Yes, he was having an affair with Lucy, and later Mina, and during the course of their lovemaking he sipped of their blood, but he maintains that neither was drained to the point of danger. What self respecting vampire, (or any other parasite) survives over the long term by killing its host? He characterizes Van Helsing as an egomaniacal bumbler, who causes Lucy's death by transfusing her with the blood of four different people, ten years before the concept of blood typing was known. She died because her body rejected the alien blood types they kept pumping into her veins. She wasn't really ill in the first place, merely lovesick and tired from being kept up all night at amorous play.

The Count goes on to describe the way that he, with the consent and cooperation of his beloved Mina, set the stage for a final encounter with Van Helsing wherein the foolish doctor and his lackeys are convinced that Dracula has been vanquished forever. After all, mortal lives are short and he can wait for Mina to join him in undeath one day.

I re-read this one because I had run into an old friend from my thespian days, a drama professor in my hometown, who had recently directed a Halloween production of Dracula. I told her that she ought to read Saberhagen's version of the tale, and then spent a year or so looking for a copy to send her, as I couldn't bear to part with my own. Anyway, now that I've done this review, I can mail her a copy, which may place an interesting interpretation on her next production of the play. (By the way, Stephanie, if you read this, you could ask your Mom if she still has the book, and I'd be happy to pick it up next time I'm in Lewiston.)
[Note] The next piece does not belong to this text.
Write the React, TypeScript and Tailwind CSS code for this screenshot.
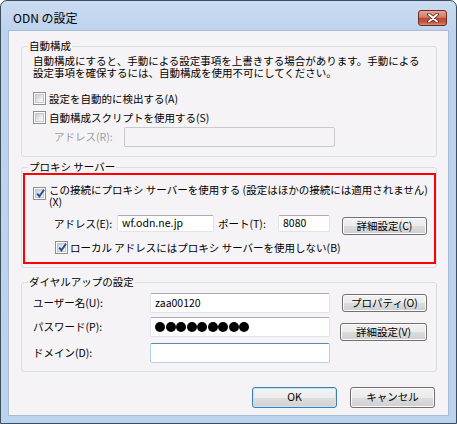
import type { ReactNode } from 'react';

const font = "font-['Noto_Sans_CJK_JP','Noto_Sans',sans-serif]";

function Checkbox({ checked = false }: { checked?: boolean }) {
  return (
    <span className="relative flex h-[13px] w-[13px] shrink-0 items-center justify-center border border-[#8f8f8f] bg-[#fdfdfd]">
      <span className="h-[9px] w-[9px] border border-[#c3c6cb] bg-[linear-gradient(135deg,#c9ccd1,#eef0f2_70%,#f8f8f8)]" />
      {checked && (
        <svg className="absolute left-[1px] top-[0px]" width="11" height="11" viewBox="0 0 11 11">
          <path d="M2.2 5.6 L4.4 8.4 L9 1.8" fill="none" stroke="#2c4a9a" strokeWidth="1.9" />
        </svg>
      )}
    </span>
  );
}

type Tone = 'normal' | 'focus' | 'disabled';

function TextBox({ value, className, tone = 'normal' }: { value?: ReactNode; className: string; tone?: Tone }) {
  const skin =
    tone === 'focus'
      ? 'border-[#b4d0ea] border-t-[#5e88b3] bg-white'
      : tone === 'disabled'
        ? 'border-[#c9cacd] bg-transparent'
        : 'border-[#e0e3e8] border-t-[#abadb3] bg-white';
  return (
    <div className={`flex shrink-0 items-center rounded-[2px] border pl-[4px] leading-none ${skin} ${className}`}>
      {value}
    </div>
  );
}

function Btn({ children, className, primary = false }: { children: ReactNode; className: string; primary?: boolean }) {
  const skin = primary
    ? 'border-[#3c7fb1] shadow-[inset_0_0_0_1px_#c2e4f6] bg-[linear-gradient(#f3f3f3_0%,#ececec_50%,#dedede_50%,#d2d2d2_100%)]'
    : 'border-[#707070] shadow-[inset_0_0_0_1px_#fcfcfc] bg-[linear-gradient(#f2f2f2_0%,#ebebeb_50%,#dddddd_50%,#cfcfcf_100%)]';
  return (
    <div className={`flex shrink-0 items-center justify-center rounded-[3px] border leading-none ${skin} ${className}`}>
      {children}
    </div>
  );
}

function Group({ label, className, children }: { label: string; className: string; children: ReactNode }) {
  return (
    <section className={`relative shrink-0 rounded-[3px] border border-[#d5dfe5] ${className}`}>
      <span className="absolute left-[6px] top-[-8px] bg-[#f5f3f6] px-[1px] leading-[13px]">{label}</span>
      {children}
    </section>
  );
}

export default function App() {
  return (
    <div className="h-[424px] w-[457px] bg-white">
      <div
        className={`flex h-[424px] w-[457px] flex-col rounded-t-[7px] border border-[#3d4c5e] bg-[linear-gradient(#cadcf1,#bdd3ed_30px,#bcd3ee)] px-[7px] pb-[7px] text-[10.5px] text-black ${font}`}
      >
        <header className="flex h-[29px] shrink-0 items-center justify-between pl-[5px] pr-[2px] pt-[4px]">
          <span className="text-[12px] leading-[16px]">ODN の設定</span>
          <div className="flex h-[16px] w-[29px] items-center justify-center rounded-[3px] border border-[#6b2c22] bg-[linear-gradient(#e6a595,#d2796a_45%,#bf4631_52%,#c5563f_80%,#df8a70)]">
            <svg width="12" height="10" viewBox="0 0 12 10">
              <path d="M2 1.5 L10 8.5 M10 1.5 L2 8.5" stroke="#5a2018" strokeWidth="3.6" strokeLinecap="round" />
              <path d="M2 1.5 L10 8.5 M10 1.5 L2 8.5" stroke="#ffffff" strokeWidth="2" strokeLinecap="round" />
            </svg>
          </div>
        </header>

        <main className="flex h-[386px] shrink-0 flex-col border border-[#a9bcd3] bg-[#f5f3f6] pl-[12px] pr-[11px] pt-[15px]">
          <Group label="自動構成" className="h-[111px]">
            <div className="pl-[11px] pt-[8px]">
              <p className="whitespace-nowrap leading-[12px]">
                自動構成にすると、手動による設定事項を上書きする場合があります。手動による
                <br />
                設定事項を確保するには、自動構成を使用不可にしてください。
              </p>
              <label className="mt-[13px] flex h-[13px] items-center gap-[3px]">
                <Checkbox />
                <span>設定を自動的に検出する(A)</span>
              </label>
              <label className="mt-[6px] flex h-[13px] items-center gap-[3px]">
                <Checkbox />
                <span>自動構成スクリプトを使用する(S)</span>
              </label>
              <div className="mt-[3px] flex h-[20px] items-center">
                <span className="ml-[21px] w-[70px] text-[#9d9d9d]">アドレス(R):</span>
                <TextBox tone="disabled" className="h-[20px] w-[211px]" />
              </div>
            </div>
          </Group>

          <Group label="プロキシ サーバー" className="mt-[10px] h-[101px]">
            <div className="ml-[1px] mt-[5px] h-[91px] border-2 border-[#ff0000]">
              <div className="flex items-start gap-[3px] pl-[8px] pt-[9px]">
                <span className="mt-[3px]">
                  <Checkbox checked />
                </span>
                <p className="whitespace-nowrap leading-[12px]">
                  この接続にプロキシ サーバーを使用する (設定はほかの接続には適用されません)
                  <br />
                  (X)
                </p>
              </div>
              <div className="mt-[7px] flex h-[20px] items-start">
                <div className="flex h-[17px] items-center">
                  <span className="ml-[29px] w-[63px]">アドレス(E):</span>
                  <TextBox value="wf.odn.ne.jp" className="h-[17px] w-[97px]" />
                  <span className="ml-[4px] w-[60px]">ポート(T):</span>
                  <TextBox value="8080" className="h-[17px] w-[52px]" />
                </div>
                <Btn className="ml-[12px] mt-[2px] h-[18px] w-[85px]">詳細設定(C)</Btn>
              </div>
              <label className="ml-[30px] mt-[6px] flex h-[13px] items-center gap-[2px]">
                <Checkbox checked />
                <span>ローカル アドレスにはプロキシ サーバーを使用しない(B)</span>
              </label>
            </div>
          </Group>

          <Group label="ダイヤルアップの設定" className="mt-[14px] h-[90px]">
            <div className="flex">
              <div className="flex flex-col pl-[11px] pt-[10px]">
                <div className="flex h-[20px] items-center">
                  <span className="w-[117px]">ユーザー名(U):</span>
                  <TextBox value="zaa00120" className="h-[20px] w-[180px]" />
                </div>
                <div className="mt-[4px] flex h-[20px] items-center">
                  <span className="w-[117px]">パスワード(P):</span>
                  <TextBox
                    className="h-[20px] w-[180px] gap-[0.5px] pl-[3px]"
                    value={Array.from({ length: 9 }, (_, i) => (
                      <span key={i} className="h-[10px] w-[10px] rounded-full bg-black" />
                    ))}
                  />
                </div>
                <div className="mt-[6px] flex h-[20px] items-center">
                  <span className="w-[117px]">ドメイン(D):</span>
                  <TextBox tone="focus" className="h-[20px] w-[180px]" />
                </div>
              </div>
              <div className="ml-[10px] flex w-[87px] flex-col items-end pt-[11px]">
                <Btn className="h-[18px] w-[85px]">プロパティ(O)</Btn>
                <Btn className="mt-[11px] h-[18px] w-[87px]">詳細設定(V)</Btn>
              </div>
            </div>
          </Group>

          <div className="mt-[15px] flex justify-end gap-[13px] pr-[2px]">
            <Btn primary className="h-[21px] w-[85px]">
              OK
            </Btn>
            <Btn className="h-[21px] w-[85px]">キャンセル</Btn>
          </div>
        </main>
      </div>
    </div>
  );
}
This book by Saberhagen is the start of a series about Count Vlad Dracula, which is continued in The Holmes Dracula File, An Old Friend of the Family, Thorn, A Matter of Taste, and A Question of Time. It seems there is another out on the new bookstore shelves, but I can't recall the name of it right now. He also wrote The Frankenstein Papers, which is the same sort of deal with Shelley's novel, but I didn't find it nearly so entertaining.